DO THIS
Leaving out the pictures, retype all the material exactly.

━━━━━━━━━━

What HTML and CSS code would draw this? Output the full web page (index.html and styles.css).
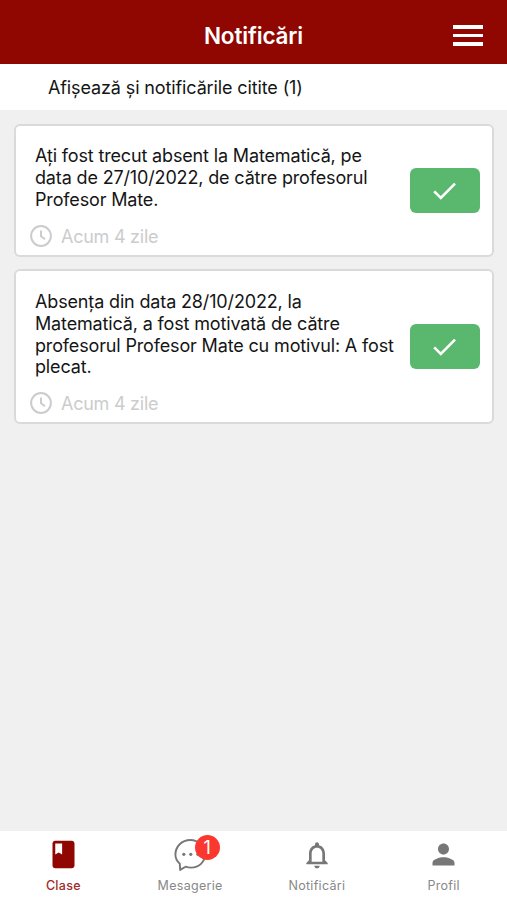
FILE: index.html
```html
<!DOCTYPE html>
<html lang="ro">
<head>
<meta charset="utf-8">
<meta name="viewport" content="width=device-width, initial-scale=1">
<title>Notificări</title>
<link rel="stylesheet" href="styles.css">
</head>
<body>
<div class="app">
  <header class="header">
    <h1 class="title">Notificări</h1>
    <button class="menu" aria-label="Meniu"><span></span><span></span><span></span></button>
  </header>
  <div class="filter"><span>Afișează și notificările citite (1)</span></div>
  <main class="list">
    <article class="card">
      <div class="card-body">
        <p class="message">Ați fost trecut absent la Matematică, pe<br>data de 27/10/2022, de către profesorul<br>Profesor Mate.</p>
        <div class="time">
          <svg class="clock" viewBox="0 0 22 22"><circle cx="11" cy="11" r="9.9"/><path d="M11 5.5V11.2L15 14.3"/></svg>
          <span>Acum 4 zile</span>
        </div>
      </div>
      <button class="confirm" aria-label="Citit"><svg viewBox="0 0 24 18"><path d="M1.2 9.3 7.8 15.9 22 1.7"/></svg></button>
    </article>
    <article class="card">
      <div class="card-body">
        <p class="message">Absența din data 28/10/2022, la<br>Matematică, a fost motivată de către<br>profesorul Profesor Mate cu motivul: A fost<br>plecat.</p>
        <div class="time">
          <svg class="clock" viewBox="0 0 22 22"><circle cx="11" cy="11" r="9.9"/><path d="M11 5.5V11.2L15 14.3"/></svg>
          <span>Acum 4 zile</span>
        </div>
      </div>
      <button class="confirm" aria-label="Citit"><svg viewBox="0 0 24 18"><path d="M1.2 9.3 7.8 15.9 22 1.7"/></svg></button>
    </article>
  </main>
  <nav class="tabs">
    <a class="tab active">
      <span class="icon"><svg width="33" height="33" viewBox="0 0 24 24"><path fill="currentColor" d="M18 2H6c-1.100 0-2 .9-2 2v16c0 1.100.9 2 2 2h12c1.100 0 2-.9 2-2V4c0-1.100-.9-2-2-2zM6 4h5v8l-2.500-1.500L6 12V4z"/></svg></span>
      <span class="label">Clase</span>
    </a>
    <a class="tab">
      <span class="icon"><svg width="34" height="34" viewBox="0 0 34 34"><path fill="none" stroke="currentColor" stroke-width="1.900" stroke-linejoin="round" d="M7.200 31.900 6.800 25.800C3.900 23.200 2.400 20.300 2.400 16.800 2.400 8.500 8.900 2 17.300 2S32 8.500 32 16.300 25.900 29.600 18.200 29.600c-2.100 0-4-.3-5.600-.9Z"/><g fill="currentColor"><circle cx="10.800" cy="16.300" r="1.600"/><circle cx="17.800" cy="16.300" r="1.600"/><circle cx="24.900" cy="16.300" r="1.600"/></g></svg><b class="badge">1</b></span>
      <span class="label">Mesagerie</span>
    </a>
    <a class="tab">
      <span class="icon"><svg width="32" height="32" viewBox="0 0 24 24"><path fill="currentColor" d="M12 22c1.100 0 2-.9 2-2h-4c0 1.100.9 2 2 2zm6-6v-5c0-3.070-1.630-5.640-4.500-6.320V4c0-.83-.67-1.500-1.500-1.500s-1.500.67-1.500 1.500v.68C7.640 5.360 6 7.920 6 11v5l-2 2v1h16v-1l-2-2zm-2 1H8v-6c0-2.480 1.510-4.500 4-4.500s4 2.020 4 4.500v6z"/></svg></span>
      <span class="label">Notificări</span>
    </a>
    <a class="tab">
      <span class="icon"><svg width="33" height="33" viewBox="0 0 24 24"><path fill="currentColor" d="M12 12c2.210 0 4-1.790 4-4s-1.790-4-4-4-4 1.790-4 4 1.790 4 4 4zm0 2c-2.670 0-8 1.340-8 4v2h16v-2c0-2.660-5.330-4-8-4z"/></svg></span>
      <span class="label">Profil</span>
    </a>
  </nav>
</div>
</body>
</html>
```
FILE: styles.css
```css
* { box-sizing: border-box; }
body {
  margin: 0;
  font-family: Inter, "Liberation Sans", sans-serif;
  color: #151515;
  background: #f0f0f0;
}
button { border: 0; padding: 0; }
.app { height: 900px; display: flex; flex-direction: column; overflow: hidden; }
.header {
  height: 64px;
  flex: none;
  display: grid;
  grid-template-columns: 1fr auto 1fr;
  align-items: center;
  padding: 7px 24px 0;
  background: #900600;
  color: #fff;
}
.title {
  grid-column: 2;
  margin: 0;
  font-size: 22.500px;
  line-height: 28px;
  font-weight: 600;
  letter-spacing: -0.15px;
}
.menu {
  justify-self: end;
  width: 30px;
  display: grid;
  gap: 5px;
  background: none;
}
.menu span { height: 3.400px; background: #fff; }
.filter {
  height: 46px;
  flex: none;
  display: flex;
  align-items: center;
  padding-left: 48px;
  background: #fff;
  font-size: 18px;
  letter-spacing: -0.12px;
}
.list { flex: 1; padding: 14px 13px 0 14px; }
.card {
  display: flex;
  align-items: center;
  justify-content: space-between;
  height: 133px;
  padding: 0 13px 0 15px;
  border: 2px solid #dadada;
  border-radius: 6px;
  background: #fff;
}
.card + .card { height: 155px; margin-top: 12px; }
.card-body { align-self: flex-start; padding-top: 19px; }
.card + .card .card-body { padding-top: 20px; }
.message {
  margin: 0 0 0 4px;
  font-size: 18px;
  line-height: 21.800px;
  letter-spacing: -0.15px;
  white-space: nowrap;
}
.time {
  display: flex;
  align-items: center;
  gap: 9px;
  height: 22px;
  margin: 15px 0 0 -1px;
  color: #ccc;
  font-size: 18px;
  letter-spacing: -0.25px;
}
.card + .card .time { margin-top: 14px; }
.clock { width: 22px; height: 22px; fill: none; stroke: currentColor; stroke-width: 2; }
.confirm {
  flex: none;
  display: grid;
  place-items: center;
  width: 70px;
  height: 45px;
  margin-right: -1px;
  border-radius: 6px;
  background: #5ab86e;
}
.confirm svg { width: 24px; height: 18px; fill: none; stroke: #fff; stroke-width: 2.600; }
.tabs {
  height: 69px;
  flex: none;
  display: grid;
  grid-template-columns: repeat(4, 1fr);
  background: #fff;
  color: #777;
}
.tab { display: flex; flex-direction: column; align-items: center; padding-top: 7px; }
.icon { position: relative; display: grid; place-items: center; height: 33px; }
.label { margin-top: 7px; font-size: 12.500px; line-height: 16px; letter-spacing: 0.3px; color: #888; }
.active { color: #900600; }
.active .label { color: #a32a2a; font-weight: 500; }
.badge {
  position: absolute;
  left: 21.500px;
  top: -3.500px;
  width: 25px;
  height: 25px;
  border-radius: 50%;
  background: #fb3830;
  color: #fff;
  font-size: 18px;
  line-height: 25px;
  font-weight: 400;
  text-align: center;
}
```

━━━━━━━━━━

PROBLEM SOLUTION
What HTML and CSS code would draw this? Output the full web page (index.html and styles.css).
FILE: index.html
```html
<!DOCTYPE html>
<html lang="ro">
<head>
<meta charset="utf-8">
<meta name="viewport" content="width=device-width, initial-scale=1">
<title>Notificări</title>
<link rel="stylesheet" href="styles.css">
</head>
<body>
<div class="app">
  <header class="header">
    <h1 class="title">Notificări</h1>
    <button class="menu" aria-label="Meniu"><span></span><span></span><span></span></button>
  </header>
  <div class="filter"><span>Afișează și notificările citite (1)</span></div>
  <main class="list">
    <article class="card">
      <div class="card-body">
        <p class="message">Ați fost trecut absent la Matematică, pe<br>data de 27/10/2022, de către profesorul<br>Profesor Mate.</p>
        <div class="time">
          <svg class="clock" viewBox="0 0 22 22"><circle cx="11" cy="11" r="9.9"/><path d="M11 5.5V11.2L15 14.3"/></svg>
          <span>Acum 4 zile</span>
        </div>
      </div>
      <button class="confirm" aria-label="Citit"><svg viewBox="0 0 24 18"><path d="M1.2 9.3 7.8 15.9 22 1.7"/></svg></button>
    </article>
    <article class="card">
      <div class="card-body">
        <p class="message">Absența din data 28/10/2022, la<br>Matematică, a fost motivată de către<br>profesorul Profesor Mate cu motivul: A fost<br>plecat.</p>
        <div class="time">
          <svg class="clock" viewBox="0 0 22 22"><circle cx="11" cy="11" r="9.9"/><path d="M11 5.5V11.2L15 14.3"/></svg>
          <span>Acum 4 zile</span>
        </div>
      </div>
      <button class="confirm" aria-label="Citit"><svg viewBox="0 0 24 18"><path d="M1.2 9.3 7.8 15.9 22 1.7"/></svg></button>
    </article>
  </main>
  <nav class="tabs">
    <a class="tab active">
      <span class="icon"><svg width="33" height="33" viewBox="0 0 24 24"><path fill="currentColor" d="M18 2H6c-1.100 0-2 .9-2 2v16c0 1.100.9 2 2 2h12c1.100 0 2-.9 2-2V4c0-1.100-.9-2-2-2zM6 4h5v8l-2.500-1.500L6 12V4z"/></svg></span>
      <span class="label">Clase</span>
    </a>
    <a class="tab">
      <span class="icon"><svg width="34" height="34" viewBox="0 0 34 34"><path fill="none" stroke="currentColor" stroke-width="1.900" stroke-linejoin="round" d="M7.200 31.900 6.800 25.800C3.900 23.200 2.400 20.300 2.400 16.800 2.400 8.500 8.900 2 17.300 2S32 8.500 32 16.300 25.900 29.600 18.200 29.600c-2.100 0-4-.3-5.600-.9Z"/><g fill="currentColor"><circle cx="10.800" cy="16.300" r="1.600"/><circle cx="17.800" cy="16.300" r="1.600"/><circle cx="24.900" cy="16.300" r="1.600"/></g></svg><b class="badge">1</b></span>
      <span class="label">Mesagerie</span>
    </a>
    <a class="tab">
      <span class="icon"><svg width="32" height="32" viewBox="0 0 24 24"><path fill="currentColor" d="M12 22c1.100 0 2-.9 2-2h-4c0 1.100.9 2 2 2zm6-6v-5c0-3.070-1.630-5.640-4.500-6.320V4c0-.83-.67-1.500-1.500-1.500s-1.500.67-1.500 1.500v.68C7.640 5.360 6 7.920 6 11v5l-2 2v1h16v-1l-2-2zm-2 1H8v-6c0-2.480 1.510-4.500 4-4.500s4 2.020 4 4.500v6z"/></svg></span>
      <span class="label">Notificări</span>
    </a>
    <a class="tab">
      <span class="icon"><svg width="33" height="33" viewBox="0 0 24 24"><path fill="currentColor" d="M12 12c2.210 0 4-1.790 4-4s-1.790-4-4-4-4 1.790-4 4 1.790 4 4 4zm0 2c-2.670 0-8 1.340-8 4v2h16v-2c0-2.660-5.330-4-8-4z"/></svg></span>
      <span class="label">Profil</span>
    </a>
  </nav>
</div>
</body>
</html>
```
FILE: styles.css
```css
* { box-sizing: border-box; }
body {
  margin: 0;
  font-family: Inter, "Liberation Sans", sans-serif;
  color: #151515;
  background: #f0f0f0;
}
button { border: 0; padding: 0; }
.app { height: 900px; display: flex; flex-direction: column; overflow: hidden; }
.header {
  height: 64px;
  flex: none;
  display: grid;
  grid-template-columns: 1fr auto 1fr;
  align-items: center;
  padding: 7px 24px 0;
  background: #900600;
  color: #fff;
}
.title {
  grid-column: 2;
  margin: 0;
  font-size: 22.500px;
  line-height: 28px;
  font-weight: 600;
  letter-spacing: -0.15px;
}
.menu {
  justify-self: end;
  width: 30px;
  display: grid;
  gap: 5px;
  background: none;
}
.menu span { height: 3.400px; background: #fff; }
.filter {
  height: 46px;
  flex: none;
  display: flex;
  align-items: center;
  padding-left: 48px;
  background: #fff;
  font-size: 18px;
  letter-spacing: -0.12px;
}
.list { flex: 1; padding: 14px 13px 0 14px; }
.card {
  display: flex;
  align-items: center;
  justify-content: space-between;
  height: 133px;
  padding: 0 13px 0 15px;
  border: 2px solid #dadada;
  border-radius: 6px;
  background: #fff;
}
.card + .card { height: 155px; margin-top: 12px; }
.card-body { align-self: flex-start; padding-top: 19px; }
.card + .card .card-body { padding-top: 20px; }
.message {
  margin: 0 0 0 4px;
  font-size: 18px;
  line-height: 21.800px;
  letter-spacing: -0.15px;
  white-space: nowrap;
}
.time {
  display: flex;
  align-items: center;
  gap: 9px;
  height: 22px;
  margin: 15px 0 0 -1px;
  color: #ccc;
  font-size: 18px;
  letter-spacing: -0.25px;
}
.card + .card .time { margin-top: 14px; }
.clock { width: 22px; height: 22px; fill: none; stroke: currentColor; stroke-width: 2; }
.confirm {
  flex: none;
  display: grid;
  place-items: center;
  width: 70px;
  height: 45px;
  margin-right: -1px;
  border-radius: 6px;
  background: #5ab86e;
}
.confirm svg { width: 24px; height: 18px; fill: none; stroke: #fff; stroke-width: 2.600; }
.tabs {
  height: 69px;
  flex: none;
  display: grid;
  grid-template-columns: repeat(4, 1fr);
  background: #fff;
  color: #777;
}
.tab { display: flex; flex-direction: column; align-items: center; padding-top: 7px; }
.icon { position: relative; display: grid; place-items: center; height: 33px; }
.label { margin-top: 7px; font-size: 12.500px; line-height: 16px; letter-spacing: 0.3px; color: #888; }
.active { color: #900600; }
.active .label { color: #a32a2a; font-weight: 500; }
.badge {
  position: absolute;
  left: 21.500px;
  top: -3.500px;
  width: 25px;
  height: 25px;
  border-radius: 50%;
  background: #fb3830;
  color: #fff;
  font-size: 18px;
  line-height: 25px;
  font-weight: 400;
  text-align: center;
}
```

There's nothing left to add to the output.